A countable, compact KC-subspace of a hereditarily Lindelöf minimal KC-space

A space in which all compact subsets are closed is called KC-space.

A space in which every infinite set contains an infinite subset with only a finite number of accumulation points is said to have the finite derived set property.

Theorem: A hereditarily Lindelöf minimal KC-space is sequential.

Proof: Suppose that $(X, ‎\tau‎)$ is a hereditarily Lindelof minimal $KC$-space; suppose that $A ‎\subset‎ X$ is not closed and hence not compact. Since $X$ is hereditarily Lindelof, $A$ is not countably compact and hence we can find a countable discrete subset $D = \{x_n : n ∈ \omega \} ‎\subset‎ A$ which is closed in $A$; that is to say, all of the accumulation points of $D$ lie outside of $A$. $X$ has the FDS-property, and so there is some countably infinite set $E ‎\subset‎ D$ with only a finite number of accumulation points in $X$, all of which lie in $‎\overline{A}‎ - A$. Thus $‎\overline{E}‎$ is a countable, compact $KC$-space and $‎\overline{E}‎$ is sequential; thus there is a sequence in E converging out of $E$ and hence out of $A$.

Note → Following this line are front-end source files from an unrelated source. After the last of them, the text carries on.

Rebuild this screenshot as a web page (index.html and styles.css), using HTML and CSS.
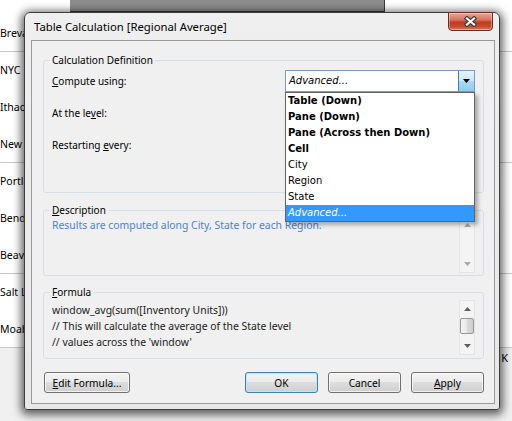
FILE: index.html
```html
<!DOCTYPE html>
<html>
<head>
<meta charset="utf-8">
<link rel="stylesheet" href="styles.css">
</head>
<body>
<div class="screen">
  <div class="topstrip"><div class="strip-dark"></div></div>
  <div class="sheet">
    <div class="grp"><div class="cell">Brevard</div></div>
    <div class="grp"><div class="cell">NYC</div><div class="cell">Ithaca</div><div class="cell">New York</div></div>
    <div class="grp"><div class="cell">Portland</div><div class="cell">Bend</div><div class="cell">Beaverton</div></div>
    <div class="grp"><div class="cell">Salt Lake City</div><div class="cell">Moab</div></div>
  </div>
  <div class="below"><span class="k">K</span></div>

  <div class="dialog">
    <div class="titlebar">
      <span class="title">Table Calculation [Regional Average]</span>
      <button class="close" aria-label="Close">
        <svg width="13" height="11" viewBox="0 0 13 11"><path d="M3 2.5 L10 8.5 M10 2.5 L3 8.5" stroke="#3b3b3b" stroke-width="4.4" stroke-linecap="square" fill="none"/><path d="M3 2.5 L10 8.5 M10 2.5 L3 8.5" stroke="#ffffff" stroke-width="2.2" stroke-linecap="square" fill="none"/></svg>
      </button>
    </div>
    <div class="client">
      <fieldset class="group g-def">
        <legend>Calculation Definition</legend>
        <div class="row">
          <span class="lbl"><u>C</u>ompute using:</span>
          <div class="combo-wrap">
            <div class="combo">
              <span class="combo-val">Advanced...</span>
              <span class="combo-btn"><svg width="7" height="4" viewBox="0 0 7 4"><path d="M0 0H7L3.5 4Z" fill="#000"/></svg></span>
            </div>
            <ul class="droplist">
              <li class="b">Table (Down)</li>
              <li class="b">Pane (Down)</li>
              <li class="b">Pane (Across then Down)</li>
              <li class="b">Cell</li>
              <li>City</li>
              <li>Region</li>
              <li>State</li>
              <li class="sel">Advanced...</li>
            </ul>
          </div>
        </div>
        <div class="row"><span class="lbl">At the le<u>v</u>el:</span></div>
        <div class="row"><span class="lbl">Restarting <u>e</u>very:</span></div>
      </fieldset>

      <fieldset class="group g-desc">
        <legend><u>D</u>escription</legend>
        <div class="gbody">
          <p class="desc">Results are computed along City, State for each Region.</p>
          <div class="vscroll dis">
            <div class="sb-btn"><svg width="7" height="4" viewBox="0 0 7 4"><path d="M3.5 0L7 4H0Z"/></svg></div>
            <div class="sb-btn down"><svg width="7" height="4" viewBox="0 0 7 4"><path d="M0 0H7L3.5 4Z"/></svg></div>
          </div>
        </div>
      </fieldset>

      <fieldset class="group g-form">
        <legend><u>F</u>ormula</legend>
        <div class="gbody">
          <div class="code">
            <div>window_avg(sum([Inventory Units]))</div>
            <div>// This will calculate the average of the State level</div>
            <div>// values across the 'window'</div>
          </div>
          <div class="vscroll">
            <div class="sb-btn"><svg width="7" height="4" viewBox="0 0 7 4"><path d="M3.5 0L7 4H0Z"/></svg></div>
            <div class="sb-thumb"></div>
            <div class="sb-btn down"><svg width="7" height="4" viewBox="0 0 7 4"><path d="M0 0H7L3.5 4Z"/></svg></div>
          </div>
        </div>
      </fieldset>

      <div class="buttons">
        <button class="btn btn-edit"><u>E</u>dit Formula...</button>
        <button class="btn btn-ok">OK</button>
        <button class="btn">Cancel</button>
        <button class="btn"><u>A</u>pply</button>
      </div>
    </div>
  </div>
</div>
</body>
</html>
```

FILE: styles.css
```css
* { box-sizing: border-box; }
html, body { margin: 0; padding: 0; }
body {
  width: 512px;
  height: 421px;
  overflow: hidden;
  font-family: "Noto Sans", "Open Sans", sans-serif;
  font-size: 10px;
  color: #000;
  background: #f0f0f0;
}
.screen {
  position: relative;
  width: 512px;
  height: 421px;
  overflow: hidden;
  background: #f0f0f0;
}
.topstrip {
  height: 15px;
  background: #fff;
}
.strip-dark {
  margin-left: 70px;
  width: 315px;
  height: 12px;
  background: #8d8d8d;
  border-right: 1px solid #3a3a3a;
  border-bottom: 1px solid #3a3a3a;
}
.sheet { background: #fff; }
.cell {
  height: 37px;
  line-height: 36px;
  font-size: 10.5px;
  white-space: nowrap;
  overflow: hidden;
}
.cell:last-child { border-bottom: 1px solid #c8c8c8; }
.below {
  padding-top: 3px;
  text-align: right;
  padding-right: 4px;
  font-size: 11px;
  line-height: 14px;
}

.dialog {
  position: absolute;
  left: 24px;
  top: 12px;
  width: 476px;
  height: 398px;
  border: 1px solid #3e3e3e;
  border-radius: 6px 6px 3px 3px;
  background: linear-gradient(#efefef, #e7e7e7);
  box-shadow: 0 2px 8px 3px rgba(0, 0, 0, 0.6);
  display: flex;
  flex-direction: column;
}
.titlebar {
  height: 27px;
  display: flex;
  align-items: flex-start;
  padding-left: 9px;
}
.title {
  flex: 1;
  line-height: 27px;
  font-size: 11.3px;
  white-space: nowrap;
}
.close {
  margin-top: -1px;
  margin-right: 6px;
  width: 45px;
  height: 19px;
  padding: 0;
  border: 1px solid #6b2d22;
  border-radius: 0 0 4px 4px;
  background: linear-gradient(#e9a797 0%, #d9735c 40%, #c23a1f 55%, #c94a2e 80%, #dd7d64 100%);
  box-shadow: inset 0 0 0 1px rgba(255, 255, 255, 0.35);
  display: flex;
  align-items: center;
  justify-content: center;
}
.client {
  flex: 1;
  margin: 0 4px 5px 6px;
  border: 1px solid #9a9a9a;
  background: #f0f0f0;
  padding: 11px 10px 0 11px;
  display: flex;
  flex-direction: column;
}
.group {
  margin: 0;
  padding: 2px 8px 0 8px;
  border: 1px solid #d5dfe5;
  border-radius: 3px;
  min-width: 0;
}
.group legend {
  padding: 0 2px;
  margin-left: -2px;
  line-height: 16px;
  font-size: 10px;
  font-kerning: none;
}
.g-def { height: 141px; }
.g-desc { height: 74px; margin-top: 9px; padding-top: 0; }
.g-form { height: 75px; margin-top: 8px; padding-top: 0; }

.row {
  display: flex;
  align-items: center;
  height: 22px;
}
.row + .row { margin-top: 10px; }
.lbl { white-space: nowrap; font-kerning: none; }
.combo-wrap {
  position: relative;
  margin-left: auto;
  width: 190px;
  height: 22px;
}
.combo {
  height: 22px;
  border: 1px solid #7a9cc4;
  background: #fff;
  display: flex;
  align-items: stretch;
}
.combo-val {
  flex: 1;
  padding-left: 3px;
  line-height: 20px;
  font-family: "DejaVu Sans", sans-serif;
  font-style: italic;
  font-size: 10px;
}
.combo-btn {
  width: 16px;
  border-left: 1px solid #3c7fb1;
  background: linear-gradient(#e5f4fc 0%, #c9e8f8 50%, #a9d9f2 50%, #90cdee 100%);
  display: flex;
  align-items: center;
  justify-content: center;
}
.droplist {
  position: absolute;
  left: 0;
  top: 22px;
  width: 190px;
  margin: 0;
  padding: 0;
  list-style: none;
  background: #fff;
  border: 1px solid #646464;
  box-shadow: 3px 3px 4px rgba(0, 0, 0, 0.3);
  font-family: "DejaVu Sans", sans-serif;
  font-size: 10px;
  z-index: 2;
}
.droplist li {
  height: 16px;
  line-height: 16px;
  padding-left: 2px;
  white-space: nowrap;
}
.droplist .b { font-weight: bold; }
.droplist .sel {
  background: #3399ff;
  color: #fff;
  font-style: italic;
}

.gbody {
  display: flex;
  align-items: flex-start;
}
.desc {
  flex: 1;
  margin: 0;
  font-size: 10.4px;
  line-height: 14px;
  color: #4a82d0;
}
.code {
  flex: 1;
  padding-top: 2px;
  font-size: 10.4px;
  line-height: 16px;
  color: #1a1a1a;
  white-space: nowrap;
}
.vscroll {
  width: 16px;
  display: flex;
  flex-direction: column;
  background: #f4f4f4;
  border: 1px solid #e4e4e4;
}
.g-desc .vscroll { height: 57px; margin-top: -2px; }
.g-form .vscroll { height: 55px; }
.sb-btn {
  height: 16px;
  display: flex;
  align-items: center;
  justify-content: center;
}
.sb-btn svg { fill: #5e5e5e; }
.dis .sb-btn svg { fill: #a9a9a9; }
.sb-btn.down { margin-top: auto; }
.sb-thumb {
  height: 16px;
  margin-top: 1px;
  border: 1px solid #979797;
  border-radius: 2px;
  background: linear-gradient(90deg, #f5f5f5 0%, #e6e6e6 50%, #d8d8d8 51%, #cfcfcf 100%);
}

.buttons {
  display: flex;
  margin-top: 13px;
  height: 21px;
  padding-left: 1px;
  gap: 10px;
}
.btn {
  width: 73px;
  height: 21px;
  padding: 0;
  font-family: inherit;
  font-size: 10.2px;
  font-kerning: none;
  color: #000;
  border: 1px solid #707070;
  border-radius: 3px;
  background: linear-gradient(#f2f2f2 0%, #ebebeb 50%, #dddddd 50%, #cfcfcf 100%);
  box-shadow: inset 0 0 0 1px rgba(255, 255, 255, 0.7);
}
.btn-edit {
  width: 86px;
  margin-right: auto;
}
.btn-ok {
  border-color: #3c7fb1;
  box-shadow: inset 0 0 0 1px #bfe5fa;
}
```
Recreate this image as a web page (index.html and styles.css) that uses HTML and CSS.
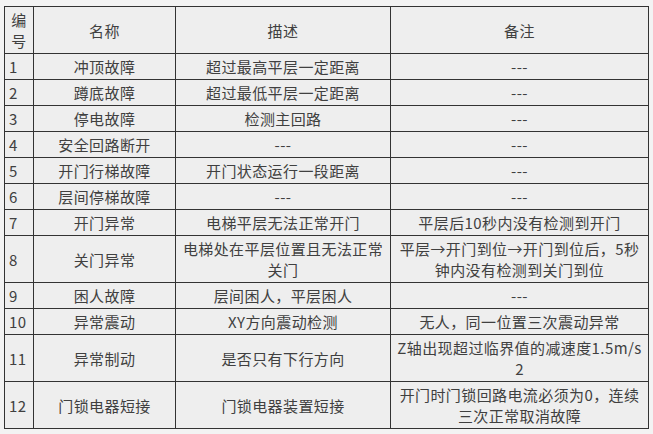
FILE: index.html
```html
<!DOCTYPE html>
<html lang="zh-CN">
<head>
<meta charset="utf-8">
<title>故障列表</title>
<link rel="stylesheet" href="styles.css">
</head>
<body>
<table class="fault-table">
  <colgroup>
    <col class="c-no">
    <col class="c-name">
    <col class="c-desc">
    <col class="c-note">
  </colgroup>
  <thead>
    <tr><th class="no">编号</th><th>名称</th><th>描述</th><th>备注</th></tr>
  </thead>
  <tbody>
    <tr><td class="no">1</td><td>冲顶故障</td><td>超过最高平层一定距离</td><td>---</td></tr>
    <tr><td class="no">2</td><td>蹲底故障</td><td>超过最低平层一定距离</td><td>---</td></tr>
    <tr><td class="no">3</td><td>停电故障</td><td>检测主回路</td><td>---</td></tr>
    <tr><td class="no">4</td><td>安全回路断开</td><td>---</td><td>---</td></tr>
    <tr><td class="no">5</td><td>开门行梯故障</td><td>开门状态运行一段距离</td><td>---</td></tr>
    <tr><td class="no">6</td><td>层间停梯故障</td><td>---</td><td>---</td></tr>
    <tr><td class="no">7</td><td>开门异常</td><td>电梯平层无法正常开门</td><td>平层后10秒内没有检测到开门</td></tr>
    <tr><td class="no">8</td><td>关门异常</td><td>电梯处在平层位置且无法正常关门</td><td>平层→开门到位→开门到位后，5秒钟内没有检测到关门到位</td></tr>
    <tr><td class="no">9</td><td>困人故障</td><td>层间困人，平层困人</td><td>---</td></tr>
    <tr><td class="no">10</td><td>异常震动</td><td>XY方向震动检测</td><td>无人，同一位置三次震动异常</td></tr>
    <tr><td class="no">11</td><td>异常制动</td><td>是否只有下行方向</td><td>Z轴出现超过临界值的减速度1.5m/s2</td></tr>
    <tr><td class="no">12</td><td>门锁电器短接</td><td>门锁电器装置短接</td><td>开门时门锁回路电流必须为0，连续三次正常取消故障</td></tr>
  </tbody>
</table>
</body>
</html>
```

FILE: styles.css
```css
html, body {
  margin: 0;
  padding: 0;
}
body {
  background: #f3f3f3;
  padding: 6px 0 0 4px;
  font-family: "Noto Sans CJK SC", "Noto Sans", sans-serif;
  color: #404040;
}
.fault-table {
  border-collapse: collapse;
  table-layout: fixed;
  width: 645px;
  background: #eeeeee;
  font-size: 15px;
  line-height: 21px;
  letter-spacing: 0.4px;
}
.c-no { width: 29px; }
.c-name { width: 142px; }
.c-desc { width: 215px; }
.c-note { width: 258px; }
.fault-table th,
.fault-table td {
  border: 1px solid #333333;
  padding: 2px 6px;
  text-align: center;
  vertical-align: middle;
  font-weight: normal;
  word-break: break-all;
}
.fault-table th.no {
  padding: 2px 4px;
}
.fault-table td.no {
  padding: 2px 4px;
  text-align: left;
  white-space: nowrap;
}
```
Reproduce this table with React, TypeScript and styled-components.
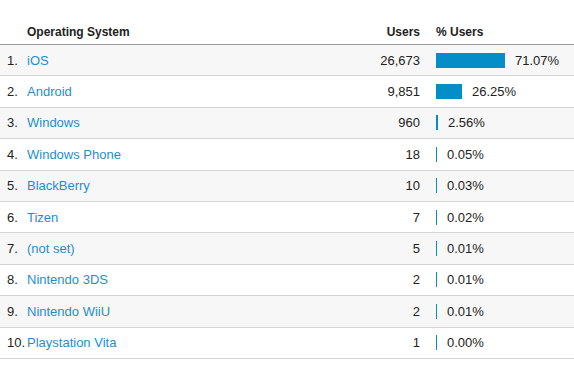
import styled, { createGlobalStyle } from "styled-components";

const GlobalStyle = createGlobalStyle`
  body {
    margin: 0;
    background: #fff;
    font-family: "Liberation Sans", Arial, sans-serif;
    color: #222;
  }
`;

const Table = styled.div`
  width: 574px;
`;

const HeaderRow = styled.div`
  display: flex;
  align-items: flex-end;
  height: 45px;
  box-sizing: border-box;
  padding: 0 0 5px 7px;
  border-bottom: 1px solid #9a9a9a;
  font-size: 12px;
  font-weight: bold;
  color: #222;
`;

const Row = styled.div<{ $shaded: boolean }>`
  display: flex;
  align-items: center;
  height: 31.4px;
  box-sizing: border-box;
  padding-left: 7px;
  border-bottom: 1px solid #d4d4d4;
  background: ${(p) => (p.$shaded ? "#f7f7f7" : "#fff")};
  font-size: 13px;
`;

const Index = styled.div`
  width: 20px;
  flex: none;
  white-space: nowrap;
`;

const Name = styled.div`
  flex: 1;
  white-space: nowrap;
`;

const NameLink = styled.a`
  color: #1d8fcf;
  text-decoration: none;
`;

const Users = styled.div`
  width: 120px;
  flex: none;
  text-align: right;
`;

const Percent = styled.div`
  width: 138px;
  margin-left: 16px;
  flex: none;
  display: flex;
  align-items: center;
`;

const Bar = styled.div`
  height: 15px;
  min-width: 1px;
  background: #058dc7;
  margin-right: 10px;
`;

// bar: pixel width of the share bar (max ~97px)
const rows = [
  { name: "iOS", users: "26,673", pct: "71.07", bar: 69 },
  { name: "Android", users: "9,851", pct: "26.25", bar: 26 },
  { name: "Windows", users: "960", pct: "2.56", bar: 2 },
  { name: "Windows Phone", users: "18", pct: "0.05", bar: 1 },
  { name: "BlackBerry", users: "10", pct: "0.03", bar: 1 },
  { name: "Tizen", users: "7", pct: "0.02", bar: 1 },
  { name: "(not set)", users: "5", pct: "0.01", bar: 1 },
  { name: "Nintendo 3DS", users: "2", pct: "0.01", bar: 1 },
  { name: "Nintendo WiiU", users: "2", pct: "0.01", bar: 1 },
  { name: "Playstation Vita", users: "1", pct: "0.00", bar: 1 },
];

export default function App() {
  return (
    <>
      <GlobalStyle />
      <Table>
        <HeaderRow>
          <Index />
          <Name>Operating System</Name>
          <Users>Users</Users>
          <Percent>% Users</Percent>
        </HeaderRow>
        {rows.map((r, i) => (
          <Row key={r.name} $shaded={i % 2 === 0}>
            <Index>{i + 1}.</Index>
            <Name>
              <NameLink href="#">{r.name}</NameLink>
            </Name>
            <Users>{r.users}</Users>
            <Percent>
              <Bar style={{ width: r.bar + "px" }} />
              {r.pct}%
            </Percent>
          </Row>
        ))}
      </Table>
    </>
  );
}
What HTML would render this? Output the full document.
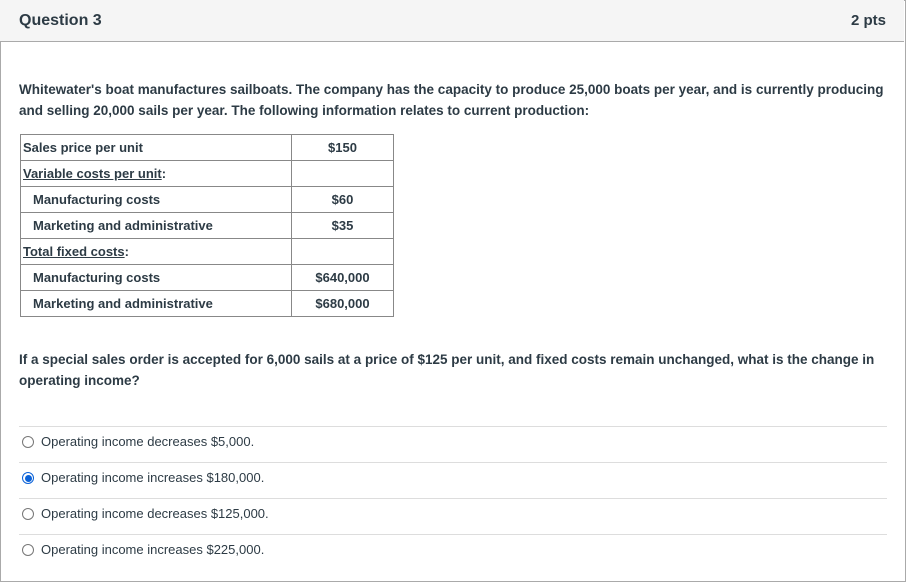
<!DOCTYPE html>
<html><head><style>
body{margin:0;background:#fff;font-family:"Liberation Sans",sans-serif;color:#2d3b45;}
.box{position:absolute;left:0;top:0;width:904px;height:580px;border:1px solid #aaa;}
.hd{position:absolute;left:0;top:0;width:904px;height:41px;background:#f5f5f5;border-bottom:1px solid #aaa;}
.hd .t{position:absolute;left:19px;top:12px;font-size:16px;font-weight:bold;color:#2d3b45;}
.hd .p{position:absolute;right:18px;top:12px;font-size:15px;font-weight:bold;color:#2d3b45;}
.txt{position:absolute;left:19px;font-size:13.5px;font-weight:bold;line-height:21px;color:#2d3b45;}
table{position:absolute;left:20px;top:134px;border-collapse:collapse;font-size:13px;font-weight:bold;table-layout:fixed;width:374px;}
td{border:1px solid #888;height:25px;padding:0 2px;overflow:hidden;white-space:nowrap;}
td.a{width:266px}td.b{text-align:center}
.in{padding-left:12px}
u{text-decoration:underline}
.opt{position:absolute;left:19px;width:868px;height:36px;border-top:1px solid #ddd;font-size:13px;color:#2d3b45;}
.opt span{position:absolute;left:22px;top:7px;}
.r{position:absolute;left:3px;top:9px;width:10px;height:10px;border:1px solid #777;border-radius:50%;}
.r.on{border:1px solid #0b62d8;}
.r.on:after{content:"";position:absolute;left:1.5px;top:1.5px;width:7px;height:7px;border-radius:50%;background:#0b62d8;}
</style></head><body>
<div class="box"></div>
<div class="hd"><div class="t">Question 3</div><div class="p">2 pts</div></div>
<div class="txt" style="top:79px;width:870px">Whitewater's boat manufactures sailboats. The company has the capacity to produce 25,000 boats per year, and is currently producing and selling 20,000 sails per year. The following information relates to current production:</div>
<table>
<tr><td class="a">Sales price per unit</td><td class="b">$150</td></tr>
<tr><td class="a"><u>Variable costs per unit</u>:</td><td class="b"></td></tr>
<tr><td class="a in">Manufacturing costs</td><td class="b">$60</td></tr>
<tr><td class="a in">Marketing and administrative</td><td class="b">$35</td></tr>
<tr><td class="a"><u>Total fixed costs</u>:</td><td class="b"></td></tr>
<tr><td class="a in">Manufacturing costs</td><td class="b">$640,000</td></tr>
<tr><td class="a in">Marketing and administrative</td><td class="b">$680,000</td></tr>
</table>
<div class="txt" style="top:349px;width:860px">If a special sales order is accepted for 6,000 sails at a price of $125 per unit, and fixed costs remain unchanged, what is the change in operating income?</div>
<div class="opt" style="top:426px"><div class="r"></div><span>Operating income decreases $5,000.</span></div>
<div class="opt" style="top:462px"><div class="r on"></div><span>Operating income increases $180,000.</span></div>
<div class="opt" style="top:498px"><div class="r"></div><span>Operating income decreases $125,000.</span></div>
<div class="opt" style="top:534px"><div class="r"></div><span>Operating income increases $225,000.</span></div>
</body></html>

Why is $‎\overline{E}‎$ is a countable, compact $KC$-space?

• What do you mean by minimal? – tomasz Aug 22 '14 at 13:32
• Also I think it's pretty clear that $\overline E$ is countable and KC, the compact part seems strange. – tomasz Aug 22 '14 at 13:39
• @tomasz Probably the same as here. (Or in other places talking about P-minimal spaces.) – Martin Sleziak Aug 22 '14 at 13:39
• @MartinSleziak: Huh. Curious. First time I've heard of the concept, save for some particular cases... My first guess was that there's no subspace with that property, but that clearly doesn't make sense. – tomasz Aug 22 '14 at 13:41

• Since $E$ is countable and has only finitely many accumulation points, it is clear that $\overline{E}$ is countable.
• By Lemma 2.1 of

O.T. Alas, M.G. Tkachenko, V.V. Tkachuk, and R.G. Wilson, The FDS property and spaces in which compact sets are closed, Sci. Math. Jap. 2004-46, volume link

(which appears to be the paper you are reading) we have that every hereditarily Lindelöf, minimal KC-space is compact. Therefore $X$ is compact, and thus so, too, is any closed subspace of $X$, such as $\overline{E}$.

(As an aside, note that in

A. Bella, and C. Costantini, Minimal KC spaces are compact, Top. Appl. vol. 155 (2008), No. 13, pp. 1426–1429, link

it was subsequently shown that all minimal KC spaces are compact.)

• It is fairly easy to see that subspaces of KC-spaces are themselves KC.